When I toured, I remember I met Ryoko [the former garden coordinator], and we did a garden walk. That’s really what cemented me. Ryoko is so knowledgeable and had such a wonderful way of showing the garden and interacting with the garden. Getting to see how much has been built over the last 10 years is pretty incredible. That’s how I knew it was the right fit — when I got a tour here. 

What have you learned so far during your time as Garden Coordinator? 

It’s a very unique being in education spaces and gardening with kids. It’s different from my other job as a fine gardener [working in private gardens]. It’s so much more exciting to me to see kids interacting with the plants with wonder and excitement and joy. I’ve been learning about the balance between caring for that joy and creating opportunities for that, and also trying to take care of the plants and make sure they grow…That’s a balance that I’m getting better at striking as a gardener who likes to garden with and for young people. 

Thea with school garden map

I feel like I’ve been learning a lot about Capital City and how it is really different from a lot of places I’ve worked. There are so many different people here and I’m learning to navigate the different campuses. That’s been a big thing I’ve been learning about, how to do lessons in the various campuses and with different ages. It’s really exciting to me there are 3-year-olds here and also 18-year-olds. Something that excited me last week was seeing how the high schoolers can be mentors and resources for the younger students.

The garden has been set up so intentionally. I’ve been learning more about perennial species of plants. 

Why do you think it's beneficial for schools like Capital City to have dedicated garden space? 

It makes so much sense to me. I wish all schools had garden spaces because gardens are such a rich and special space for learning in lots of different modalities, learning problem solving, negotiation. We’ve been doing stuff that’s just about the plants but also about building and engineering. Garden spaces can be really magical spaces for learning and falling in love with learning too. Some schools I see in the area do a really beautiful job with integrating the garden into lots of different subjects — like integrating the garden’s produce into the cafeteria. I know that’s the vision, to some extent, of my role is to plug the garden into the curriculum better. 

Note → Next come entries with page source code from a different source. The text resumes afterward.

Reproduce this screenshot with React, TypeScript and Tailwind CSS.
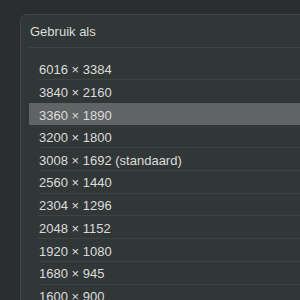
import React from 'react';

const resolutions = [
    '6016 × 3384',
    '3840 × 2160',
    '3360 × 1890',
    '3200 × 1800',
    '3008 × 1692 (standaard)',
    '2560 × 1440',
    '2304 × 1296',
    '2048 × 1152',
    '1920 × 1080',
    '1680 × 945',
    '1600 × 900',
];

const selected = 2;

export default function App() {
    return (
        <div
            className="h-[300px] w-[300px] overflow-hidden bg-[#2a2e2e] pl-[20px] pt-[14px] text-[13px] text-[#dcdddd]"
            style={{ fontFamily: '"Liberation Sans", Arial, sans-serif' }}
        >
            <div className="h-[400px] w-[320px] rounded-tl-[7px] border-l border-t border-[#414545] bg-[#313636] pl-[8px]">
                {/* Header */}
                <div className="flex h-[33px] items-center border-b border-[#3f4343] pl-[1px] pt-[2px]">Gebruik als</div>

                {/* Resolution list */}
                <div className="pt-[9px]">
                    {resolutions.map((r, i) => {
                        const isSel = i === selected;
                        const hideLine = isSel || i === selected - 1;
                        return (
                            <div key={r} className={`h-[22.75px] pl-[9px] ${isSel ? 'bg-[#606464]' : ''}`}>
                                <div
                                    className={`flex h-full items-center pl-[1px] pt-[3px] ${
                                        hideLine ? '' : 'border-b border-[#3d4242]'
                                    }`}
                                >
                                    {r}
                                </div>
                            </div>
                        );
                    })}
                </div>
            </div>
        </div>
    );
}
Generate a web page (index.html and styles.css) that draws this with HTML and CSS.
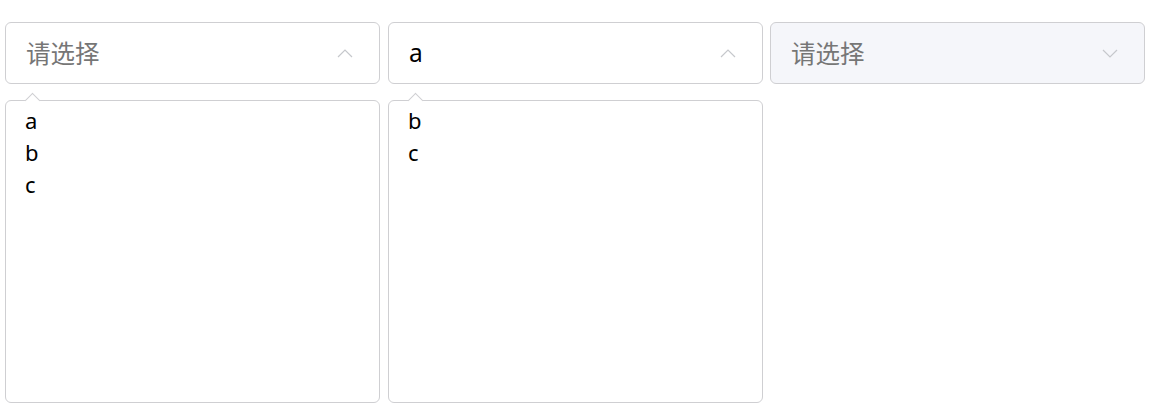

Fourth graders work in the garden.

What is your favorite part of the job? 

I think getting to witness the excitement and joy of students connecting with nature is my favorite part. There was a child I met here on the first day and he was so excited to show me bugs. I just saw him last week and he said, “Come here gardener Thea, I have a bug to show you!” Those are my favorite parts. 

Do you have any hopes and visions for the garden for the future? 

I’m excited to support a program where youth from Capital City take the lead in land-based stewardship while at Capital City and after, go on to long lives of commitment to nature and caring for each other. I have a vision for the Edible Forest Garden to grow and thrive adding to a diverse forest ecosystem as it was designed to. The CCPCS gardens, whether it’s the forest garden or the raised beds, are sensory, interactive places where students can be safe and engaged, and where they develop skills that enrich their lives. 

Is there anything about yourself you think the Capital City community would be interested to know? 

I bet they can guess that I love to cook, and I love to eat vegetables.